Has something structural - such as the gig economy - changed the nature of work? Or is this economic cycle simply longer and flatter than we are used to?
As lacklustre as the latest wage data might be, it does offer hope that the dial may be shifting. However it is also being shifted with Government help.
ASB chief economist Nick Tuffley notes: "Legislated minimum wage increases contributed over a third of last quarter's increase in the [labour cost index] and will impact wage growth figures until 2022".
Market purists will argue artificially inflated wage growth is not real growth at all - at least when it comes to creating new wealth. Putting aside ideological views about fairness, they have a point.
Long-term, a nation can't simply legislate it's way to greater prosperity.
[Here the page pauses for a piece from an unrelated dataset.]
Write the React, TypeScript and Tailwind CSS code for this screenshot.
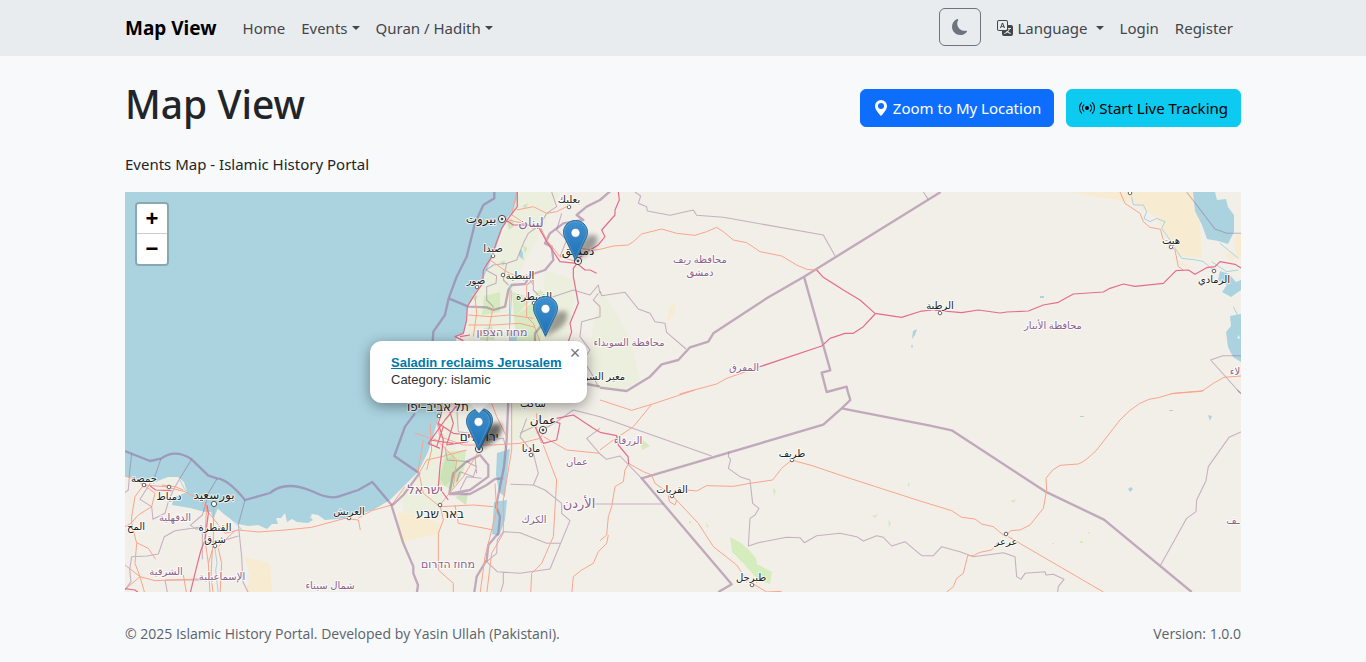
import { BsBroadcast, BsGeoAltFill, BsMoonFill, BsTranslate } from "react-icons/bs";

type Kind = "nation" | "admin" | "motorway" | "trunk" | "river";

const LINE_STYLE: Record<Kind, { stroke: string; width: number; opacity: number }> = {
  nation: { stroke: "#8f6390", width: 7, opacity: 0.5 },
  admin: { stroke: "#8f6390", width: 3.2, opacity: 0.45 },
  motorway: { stroke: "#e46d8c", width: 3.6, opacity: 1 },
  trunk: { stroke: "#f8a58c", width: 3, opacity: 1 },
  river: { stroke: "#aad3df", width: 3, opacity: 1 },
};

// Each sheet holds its lines at three units per screen pixel, from its own corner.
const SHEETS: { x: number; y: number; lines: [Kind, string][] }[] = [
  {
    x: 125,
    y: 390,
    lines: [
      ["admin", "M20 192L14 245L10 300L0 308M108 206L90 258L45 328L80 350L84 388L120 370L130 335L145 300L165 265L200 208M276 266L250 310L240 350L232 375L196 406L215 418L232 410L232 508M360 330L340 404L350 500L354 576L372 612M232 410L150 422L118 440L100 492L66 498L20 500L14 540L18 575L0 600M120 570L128 612M120 570L270 570M232 460L300 450L340 438"],
      ["trunk", "M0 258L30 268L56 285L120 290L180 305L235 335L245 360L300 430L340 420L400 426L480 420L560 412L660 385L700 390L706 420M700 384L740 362L800 345L840 290M110 285L150 290L175 300M245 345L240 450L250 520L255 612M266 350L265 460L262 480L250 520M56 285L30 320L20 380L20 400L35 460L30 520L45 560L90 572L190 568L290 565M56 285L90 310L80 350L40 375L18 400L0 410M0 525L45 560L10 590L0 600M35 458L70 475L92 508M45 560L60 612M175 555L185 612M280 470L300 450L330 422M280 475L290 520L285 612M262 480L258 560L265 612"],
      ["motorway", "M246 345L250 370L240 450L228 480L215 530L195 612M75 288L92 300L140 302M0 596L30 600L45 612"],
      ["river", "M270 475L276 520L272 540L280 612M165 270L180 300L230 330M440 396L470 370L520 358L560 380M350 420L345 412L300 370"],
      ["nation", "M0 183L75 213L108 206Q150 175 200 208L250 257L276 265Q310 268 360 330L435 309Q480 270 560 303Q610 328 640 320L700 300L742 276L800 345"],
    ],
  },
  {
    x: 360,
    y: 190,
    lines: [
      ["nation", "M403 6L403 25L370 45L345 100L320 200L290 260L266 325L255 375L220 425L218 455M266 325L325 350L380 352L400 360L435 350L445 300L455 285L495 282L510 255L555 240L580 210L575 170L555 160L570 130L610 100L670 90L650 75L680 50L720 30L755 0"],
      ["admin", "M445 285L430 270L440 220L400 225L378 240L410 258L408 280L380 290L380 330L400 350M440 220L470 210L490 160L505 130L540 105L560 70L590 50L575 6M605 70L590 120L620 150L600 200M500 285L520 270L520 300L545 325L580 320L640 300L690 315L715 285L720 310M715 310L700 330L720 350L720 380L665 395L660 440L690 480L670 510L700 560L715 590"],
      ["trunk", "M445 90L490 100L540 110L560 150L600 200L650 215M470 60L520 50L560 70L590 65L620 50M390 210L440 245L470 260L500 255L520 285M325 375L390 380L450 375L520 385M325 405L400 405L480 400L525 412M345 320L350 370L340 440M450 300L448 380L450 455M500 285L500 380L520 400L540 455M400 350L390 400L380 455M470 6L455 75L520 115M655 175L705 180L720 178M500 330L520 320L540 350"],
      ["motorway", "M472 6L472 50L445 85L425 115L410 155L395 200L370 240L368 280L340 320L322 350L320 390L310 430L285 440L310 452M430 85L460 105L500 105L535 110L560 155L600 215L650 220L675 240L690 240L710 250M655 215L640 235L640 260L655 340L630 400L635 425L625 455M775 6L778 30L765 60L765 75L725 120L735 140L715 165L690 180L655 205M300 440L330 435"],
      ["river", "M450 285L455 310L450 400M485 180L490 210"],
      ["nation", "M525 455L525 430L550 400L535 350M680 582L720 590"],
    ],
  },
  {
    x: 360,
    y: 390,
    lines: [
      ["nation", "M165 70L135 110L103 198L178 250L130 315L95 348L130 460L160 530L160 550L174 585L170 612M445 30L440 150L432 230L408 350L420 380L415 430L385 465L380 510L350 560L342 612M268 310L280 250L320 215L360 195L385 225L385 260L330 300L268 312L330 312L380 285L405 267L430 265"],
      ["admin", "M290 50L295 125L330 130M290 275L300 245L340 260L350 230L320 215M300 300L320 260L365 265M345 200L350 250M500 85L480 140L520 190L535 250L520 285L452 283M520 285L555 300L605 340L605 370L630 392L570 537L480 550L412 545L380 515L410 490L412 450L430 425L480 428L560 460L600 460M480 130L520 110L545 80M530 130L590 95L640 60L720 80M720 115L680 145L720 192M705 342L720 342M430 545L430 580L420 612M255 170L262 210L330 215M380 150L430 145L440 180"],
      ["trunk", "M230 90L240 140L310 165L400 165L480 160L540 145L550 130M180 245L200 210L245 200L320 180M165 130L230 150L290 210L280 290M190 150L175 240L190 310L240 350L340 345L400 350M355 185L310 260L260 320L240 345L250 390L235 430L235 540L280 580L280 612M285 345L295 400L375 415L400 420M405 280L410 360L375 500L360 612M455 40L455 180L430 330L430 430L395 490L380 612M550 165L590 270L580 440L545 520L515 550L512 612M550 140L620 180L720 190M745 435L740 460L715 485L700 520L665 540L640 560L635 612M530 70L530 120L545 160M210 100L215 180L200 240M365 40L350 90L370 170M395 40L410 80L440 140"],
      ["motorway", "M250 50L235 100L250 150L240 230L235 290L265 330M235 100L280 130L325 135L350 150M300 35L255 90L205 160L240 175M265 50L280 100L260 165L325 155M525 110L550 160L590 150L600 100L570 90M590 85L640 75L700 115L720 127M210 150L280 160M250 110L230 170"],
    ],
  },
  {
    x: 600,
    y: 190,
    lines: [
      ["nation", "M1022 6L612 260L500 325L340 430L325 455L270 472L235 510L185 523L150 560L80 603L0 593M612 260L691 541L665 548L680 606L740 590L742 600"],
      ["admin", "M105 6L122 18L115 40L140 50L142 63L210 76L280 60L290 76L370 82L670 135L705 197M0 303L5 317L75 307L115 357L150 370L165 395L195 400L200 427L258 477M970 6L985 28"],
      ["trunk", "M0 178L40 168L85 165L100 155L125 132L185 117L230 130L285 136L320 125L350 112L370 125L400 150L440 158L480 185L545 198L590 225L620 238L650 240M238 612L350 582L380 565L480 530"],
      ["motorway", "M650 240L670 262L730 300L780 330L825 370L905 382L955 366L960 365M825 372L790 410L760 430L735 430L690 445L665 468L480 530"],
    ],
  },
  {
    x: 600,
    y: 390,
    lines: [
      ["nation", "M742 0L751 30L725 55L670 104L125 265L395 583L355 606M725 55L990 107"],
      ["admin", "M0 80L335 198M387 185L385 200L392 208L385 235L420 260L450 270L458 340L477 355L465 375L450 385L445 468L475 458L560 442L600 443L613 458L650 437L720 430L770 440L790 453L830 437L850 442L875 468L915 455L965 497M0 342L190 342M0 192L20 208L60 198L125 265"],
      ["trunk", "M0 30L95 61L155 43L285 0M155 43L100 110L40 150L0 180M85 220L130 245L155 255L165 280L215 315L295 400L340 470L410 525L440 570L500 606L545 604M205 315L208 335L225 345L230 330M260 300L290 303L320 287L400 289L450 280L518 270L545 235L575 210L640 228L725 257L960 333M85 222L75 240L70 275L45 290L35 350L25 380L20 435L0 452"],
      ["motorway", "M0 127L50 137L55 165L84 200L86 222"],
    ],
  },
  {
    x: 920,
    y: 190,
    lines: [
      ["admin", "M800 6L885 117L920 130L963 130M963 497L908 497L872 510L963 612"],
      ["river", "M635 20L640 45L670 45L680 65L672 85L690 95L710 85L735 95L725 115L750 150L785 205L830 210L850 215L880 240M900 160L955 205M940 350L955 380M875 215L920 245L955 240"],
      ["trunk", "M600 6L615 40L660 70L670 95L690 112L722 118L728 145L765 180L775 230L790 240M752 611L845 604L880 580L912 562L963 558"],
      ["motorway", "M0 364L35 360L125 368L175 360L240 369L260 366L325 363L370 345L415 337L460 312L550 306L570 295L610 282L645 289L730 280L768 242L805 240L825 253L860 233L885 230L900 215L945 223L963 234"],
    ],
  },
  {
    x: 920,
    y: 390,
    lines: [
      ["nation", "M30 107L95 121L375 304L552 389L815 606"],
      ["admin", "M963 126L927 142L865 230L858 272L830 330L828 365L800 385L722 525M5 497L40 497L65 470L120 485L160 500L250 488L285 500L290 560L303 568L315 550L375 545L378 555L400 553L432 568L415 590L413 606M952 0L963 10"],
      ["trunk", "M852 2L760 10L715 23Q660 25 600 90L530 180Q495 215 475 222L420 226L398 240L378 265L380 300L370 355L330 405L300 420L272 422L260 435L250 435L220 410L185 402L165 387L125 382L95 362L0 333M265 440L550 606M235 455L215 480L180 487L160 497L143 497L130 550L110 565L100 590L80 606"],
    ],
  },
];

type Place = { x: number; y: number; t: string; size?: number; region?: boolean };

const PLACES: Place[] = [
  { x: 569, y: 203, t: "بعلبك" },
  { x: 481, y: 223, t: "بيروت", size: 12 },
  { x: 493, y: 252, t: "صيدا" },
  { x: 476, y: 284, t: "صور" },
  { x: 520, y: 279, t: "النبطية" },
  { x: 534, y: 300, t: "القنيطرة" },
  { x: 578, y: 255, t: "دمشق", size: 12 },
  { x: 531, y: 227, t: "لبنان", size: 13, region: true },
  { x: 502, y: 336, t: "מחוז הצפון", size: 11, region: true },
  { x: 629, y: 346, t: "محافظة السويداء", region: true },
  { x: 596, y: 380, t: "مغير السرحان" },
  { x: 700, y: 263, t: "محافظة ريف", region: true },
  { x: 700, y: 276, t: "دمشق", region: true },
  { x: 744, y: 371, t: "المفرق", region: true },
  { x: 940, y: 309, t: "الرطبة" },
  { x: 1053, y: 329, t: "محافظة الأنبار", region: true },
  { x: 1171, y: 244, t: "هيت" },
  { x: 1214, y: 283, t: "الرمادي" },
  { x: 1235, y: 375, t: "لاء", region: true },
  { x: 438, y: 411, t: "תל אביב–יפו", size: 12 },
  { x: 479, y: 441, t: "ירושלים", size: 12 },
  { x: 533, y: 407, t: "ساكب" },
  { x: 543, y: 424, t: "عمان", size: 12 },
  { x: 531, y: 452, t: "مادبا" },
  { x: 577, y: 465, t: "عمان", region: true },
  { x: 628, y: 444, t: "الزرقاء", region: true },
  { x: 425, y: 494, t: "ישראל", size: 13, region: true },
  { x: 440, y: 518, t: "באר שבע", size: 12 },
  { x: 448, y: 568, t: "מחוז הדרום", size: 11, region: true },
  { x: 579, y: 508, t: "الأردن", size: 13, region: true },
  { x: 534, y: 523, t: "الكرك", region: true },
  { x: 672, y: 493, t: "القريات" },
  { x: 792, y: 457, t: "طريف" },
  { x: 751, y: 581, t: "طبرجل" },
  { x: 1006, y: 545, t: "عرعر" },
  { x: 1233, y: 524, t: "ـف", region: true },
  { x: 144, y: 482, t: "جمصة" },
  { x: 169, y: 500, t: "دمياط" },
  { x: 214, y: 499, t: "بورسعيد", size: 12 },
  { x: 175, y: 521, t: "الدقهلية", region: true },
  { x: 215, y: 531, t: "القنطرة" },
  { x: 215, y: 543, t: "شرق" },
  { x: 136, y: 530, t: "المح" },
  { x: 166, y: 575, t: "الشرقية", region: true },
  { x: 222, y: 580, t: "الإسماعيلية", region: true },
  { x: 330, y: 589, t: "شمال سيناء", region: true },
  { x: 349, y: 515, t: "العريش" },
];

const TOWNS: [number, number][] = [
  [569, 207], [493, 256], [477, 287], [503, 275], [534, 303], [439, 416], [531, 455],
  [440, 505], [672, 496], [792, 460], [752, 585], [1006, 534], [940, 313], [1171, 247],
  [1214, 271], [1130, 193], [144, 485], [169, 487], [349, 518], [215, 546],
];

const CAPITALS: [number, number][] = [[502, 219], [578, 261], [543, 430], [479, 449]];

function BaseMap() {
  return (
    <svg
      viewBox="125 192 1116 400"
      preserveAspectRatio="xMinYMin slice"
      className="block h-full w-full"
      role="img"
      aria-label="Map of the Levant"
    >
      <rect x="125" y="192" width="1116" height="400" fill="#aad3df" />
      <path
        fill="#f2efe9"
        d="M518 190L517 207L507 218L502 230L497 245L492 258L488 267L484 277L477 290L472 300L467 307L467 320L464 333L457 335L456 340L442 410L438 420L432 440L428 452L418 472L410 480L390 500L373 510L360 514L349 518L325 520L318 515L312 514L310 517L313 520L308 523L297 522L292 519L287 522L285 513L281 518L276 518L278 524L272 524L267 529L258 525L248 526L238 524L225 515L217 508L213 512L205 512L190 508L172 505L173 498L187 492L184 482L178 477L168 477L155 482L142 481L125 476V592H1241V192Z"
      />
      <path fill="#ebf0d8" opacity=".7" d="M520 192L560 192L545 225L525 262L508 300L506 341L468 341L468 320L478 290L490 267L500 240ZM545 270L575 280L570 341L540 341ZM600 290L618 315L632 345L640 380L620 392L590 390L590 345ZM443 410L460 412L455 450L445 480L440 510L405 515L400 495L420 475L432 445ZM512 403L545 403L550 425L530 440L512 440Z" />
      <path fill="#cfe9b6" opacity=".8" d="M512 292L530 297L545 320L540 341L516 341ZM517 315L533 302L548 318L552 300L540 290ZM484 296L500 292L500 312L482 315ZM445 452L466 450L464 470L452 490L438 483Z" />
      <path fill="#c5deb0" opacity=".7" d="M470 292L478 296L475 302ZM480 330L492 326L495 340L480 340ZM445 460L454 455L456 475L445 486L440 478ZM452 470L462 473L457 485ZM455 497L468 493L466 505ZM507 222l5 -4l2 8l-5 4ZM523 245l4 3l-2 6ZM500 262l5 -2l-1 6ZM522 206l6 -3l-2 6Z" />
      <path fill="#d5edbd" d="M730 537L741 543L748 549L756 558L757 564L772 572L770 584L758 580L752 573L742 562L732 552Z" />
      <path fill="#f7ecd1" d="M398 512L420 516L442 524L438 534L400 542ZM244 557L270 563L272 592L246 592L250 575ZM669 309L676 301L675 313L667 322ZM1070 192L1194 192L1200 225L1202 258L1178 256L1155 216L1130 202L1070 192ZM1170 257L1200 270L1180 264ZM1222 250L1236 256L1232 262ZM1234 238L1241 234V262L1236 254Z" />
      <path fill="#aad3df" d="M1193 192L1215 192L1217 200L1226 199L1228 207L1234 215L1234 232L1228 244L1218 241L1207 239L1202 225L1195 211ZM1220 271L1229 274L1236 282L1241 280V290L1231 297L1222 292L1227 285L1218 280ZM1241 314L1230 316L1231 326L1226 332L1228 347L1233 357L1241 362ZM497 453L510 449L508 465L505 497L499 492L496 475ZM494 502L507 500L505 520L499 536L492 534ZM509 332L516 330L517 341H509ZM210 507L218 508L213 520ZM1040 296h4v2h-4ZM1128 489l3 -2l2 2l-3 3Z" />
      <path fill="#aad3df" d="M913 331l4 -2l-2 6l-3 4ZM911 345l2 0l-1 4ZM1208 415l4 1l-2 5ZM1080 416h4v1h-4ZM1169 410h4v1h-4ZM520 250l3 3l-1 6l-3 -3Z" />
      <path fill="#d9e8bd" d="M1010 501l6 -2l-2 4ZM908 482l2 3l-2 2ZM888 520l3 3l-2 5ZM872 516l6 -2l-3 4ZM1080 541h3v2h-3ZM1052 543h2v1h-2ZM1087 532l3 0l-1 2ZM706 523l3 3l-2 2ZM689 521h2v2h-2ZM773 488l3 3l-2 5ZM640 438l10 8l-8 4Z" />
      <path fill="#fff" opacity=".7" d="M1237 338l2 -3l1 4Z" />

      {SHEETS.map((s) => (
        <g key={`${s.x}-${s.y}`} transform={`translate(${s.x} ${s.y}) scale(0.33333)`} fill="none" strokeLinejoin="round">
          {s.lines.map(([kind, d]) => (
            <path
              key={d}
              d={d}
              stroke={LINE_STYLE[kind].stroke}
              strokeWidth={LINE_STYLE[kind].width}
              opacity={LINE_STYLE[kind].opacity}
            />
          ))}
        </g>
      ))}

      {TOWNS.map(([x, y]) => (
        <circle key={`${x}-${y}`} cx={x} cy={y} r="1.8" fill="#fff" stroke="#555" strokeWidth=".9" />
      ))}
      <circle cx="214" cy="504" r="2.6" fill="#fff" stroke="#555" />
      {CAPITALS.map(([x, y]) => (
        <g key={`${x}-${y}`} stroke="#444">
          <circle cx={x} cy={y} r="3.6" fill="#fff" />
          <circle cx={x} cy={y} r="1" fill="#444" />
        </g>
      ))}

      <g
        textAnchor="middle"
        stroke="#fff"
        strokeWidth="2"
        strokeOpacity=".75"
        strokeLinejoin="round"
        paintOrder="stroke"
        className="font-['Noto_Sans','DejaVu_Sans',sans-serif]"
      >
        {PLACES.map((p) => (
          <text key={`${p.t}-${p.x}`} x={p.x} y={p.y} fontSize={p.size ?? 10} fill={p.region ? "#8d618b" : "#222"}>
            {p.t}
          </text>
        ))}
      </g>
    </svg>
  );
}

function Marker({ className, label }: { className: string; label: string }) {
  return (
    <button type="button" aria-label={label} className={`absolute h-[41px] w-[25px] ${className}`}>
      <svg viewBox="0 0 25 41" className="h-full w-full overflow-visible" aria-hidden="true">
        <defs>
          <linearGradient id="pin" x1="0" y1="0" x2="0" y2="1">
            <stop offset="0" stopColor="#3e92cf" />
            <stop offset="1" stopColor="#1f6fb5" />
          </linearGradient>
          <filter id="soft" x="-50%" y="-50%" width="200%" height="200%">
            <feGaussianBlur stdDeviation="2.5" />
          </filter>
        </defs>
        <path d="M12 41L17 24Q24 12 34 16Q36 26 26 33Z" fill="#000" opacity=".35" filter="url(#soft)" />
        <path
          d="M12.5.5C5.6.5.5 5.8.5 12.3c0 3 1 5 2.300 7.700L12.500 40.300 22.200 20c1.300-2.700 2.300-4.700 2.300-7.700C24.500 5.800 19.400.5 12.500.5Z"
          fill="url(#pin)"
          stroke="#2e6c97"
        />
        <path
          d="M12.5 1.600C6.200 1.600 1.600 6.400 1.600 12.300c0 2.800.9 4.700 2.200 7.300L12.500 37.800l8.700-18.200c1.300-2.600 2.200-4.500 2.200-7.300C23.400 6.400 18.800 1.600 12.500 1.600Z"
          fill="none"
          stroke="#fff"
          strokeOpacity=".15"
        />
        <circle cx="12.500" cy="12.800" r="4.400" fill="#fff" stroke="#2e6c97" strokeOpacity=".6" strokeWidth=".8" />
      </svg>
    </button>
  );
}

function Caret() {
  return <span className="border-x-4 border-t-4 border-x-transparent border-t-current" aria-hidden="true" />;
}

const navItem = "flex items-center gap-1 p-2 text-[#41464b] hover:text-black";

export default function App() {
  return (
    <div className="min-h-screen bg-[#f8f9fa] font-['Noto_Sans',sans-serif] text-[15px] leading-6 text-[#212529]">
      <header className="bg-[#e9ecef]">
        <nav className="mx-auto flex max-w-[1140px] items-center px-3 py-2" aria-label="Main">
          <a href="#top" className="mr-[18px] text-[19px] leading-8 font-bold text-black">
            Map View
          </a>
          <div className="flex flex-1 items-center">
            <a href="#home" className={navItem}>Home</a>
            <button type="button" className={navItem}>Events<Caret /></button>
            <button type="button" className={navItem}>Quran / Hadith<Caret /></button>
          </div>
          <div className="flex items-center">
            <button
              type="button"
              aria-label="Toggle dark mode"
              className="mr-2 flex h-[38px] w-[42px] items-center justify-center self-start rounded-md border border-[#6c757d] text-[#6c757d]"
            >
              <BsMoonFill size={16} />
            </button>
            <button type="button" className={navItem}>
              <BsTranslate size={16} />
              <span className="mr-1">Language</span>
              <Caret />
            </button>
            <a href="#login" className={navItem}>Login</a>
            <a href="#register" className={navItem}>Register</a>
          </div>
        </nav>
      </header>

      <main className="mx-auto max-w-[1140px] px-3 pt-6">
        <div className="flex items-center justify-between">
          <h1 className="pb-2 text-[39px] leading-12 font-medium">Map View</h1>
          <div className="flex gap-3">
            <button type="button" className="flex h-[38px] items-center gap-1 rounded-md border border-[#0d6efd] bg-[#0d6efd] px-3 text-white">
              <BsGeoAltFill size={16} />
              Zoom to My Location
            </button>
            <button type="button" className="flex h-[38px] items-center gap-1 rounded-md border border-[#0dcaf0] bg-[#0dcaf0] px-3 text-black">
              <BsBroadcast size={16} />
              Start Live Tracking
            </button>
          </div>
        </div>
        <p className="mt-4 mb-4">Events Map - Islamic History Portal</p>

        <section aria-label="Events map" className="relative h-[400px] overflow-hidden">
          <BaseMap />

          <Marker className="top-[28px] left-[438px]" label="Event in Damascus" />
          <Marker className="top-[104px] left-[408px]" label="Event at Yarmouk" />
          <Marker className="top-[216px] left-[343px]" label="Event in Jerusalem" />
          <Marker className="top-[217px] left-[341px]" label="Saladin reclaims Jerusalem" />

          <div className="absolute top-[10px] left-[10px] flex flex-col rounded border-2 border-black/20 bg-clip-padding font-['Liberation_Sans',sans-serif] text-[22px] leading-[30px] font-bold text-black">
            <button type="button" aria-label="Zoom in" className="h-[30px] w-[30px] rounded-t-xs border-b border-[#ccc] bg-white">
              +
            </button>
            <button type="button" aria-label="Zoom out" className="h-[30px] w-[30px] rounded-b-xs bg-white">
              −
            </button>
          </div>

          <div role="dialog" aria-label="Event" className="absolute top-[149px] left-[245px] w-[217px]">
            <div className="relative rounded-xl bg-white pt-[13px] pr-6 pb-[15px] pl-[21px] font-['Liberation_Sans',sans-serif] text-[13px] leading-[17px] text-[#333] shadow-[0_3px_14px_rgba(0,0,0,0.4)]">
              <a href="#event" className="block font-bold whitespace-nowrap text-[#0078a8] underline">
                Saladin reclaims Jerusalem
              </a>
              Category: islamic
              <button
                type="button"
                aria-label="Close popup"
                className="absolute top-0 right-0 h-6 w-6 text-lg leading-6 text-[#757575]"
              >
                ×
              </button>
            </div>
            <svg viewBox="0 0 20 10" className="mx-auto block h-[10px] w-[20px]" aria-hidden="true">
              <path d="M0 0H20L10 10Z" fill="#fff" />
            </svg>
          </div>
        </section>
      </main>

      <footer className="mx-auto flex max-w-[1140px] justify-between px-3 pt-8 pb-4 font-['Open_Sans','Noto_Sans',sans-serif] text-[14px] leading-5 text-[#5c636a]">
        <span>© 2025 Islamic History Portal. Developed by Yasin Ullah (Pakistani).</span>
        <span>Version: 1.0.0</span>
      </footer>
    </div>
  );
}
New Zealand needs to do better at boosting productivity per worker.
We need to upskill our workforce and move up the value chain.
Ultimately, getting more workers out of low-skilled labour is a better solution to the problem of low pay.
This isn't rocket science, it's been the mantra for every Finance Minister for the past 35 years. But timing is everything.
At this point in the economic cycle, legislated wage rises are timely. Politically, they address fairness issues and social imbalances that have grown in the past decade.
But economically, they also provide some of that fiscal stimulus everyone keeps saying we need more of.
As much as wage inflation worries businesses concerned about rising costs, it can also stimulate consumer spending.
That may put some more healthy inflation back into the economy, allowing businesses space to expand.
If we avoid recession in this current slowdown, we'll head into a second decade of sustained growth.
With that will come renewed opportunity to educate and invest our way to more meaningful wage growth.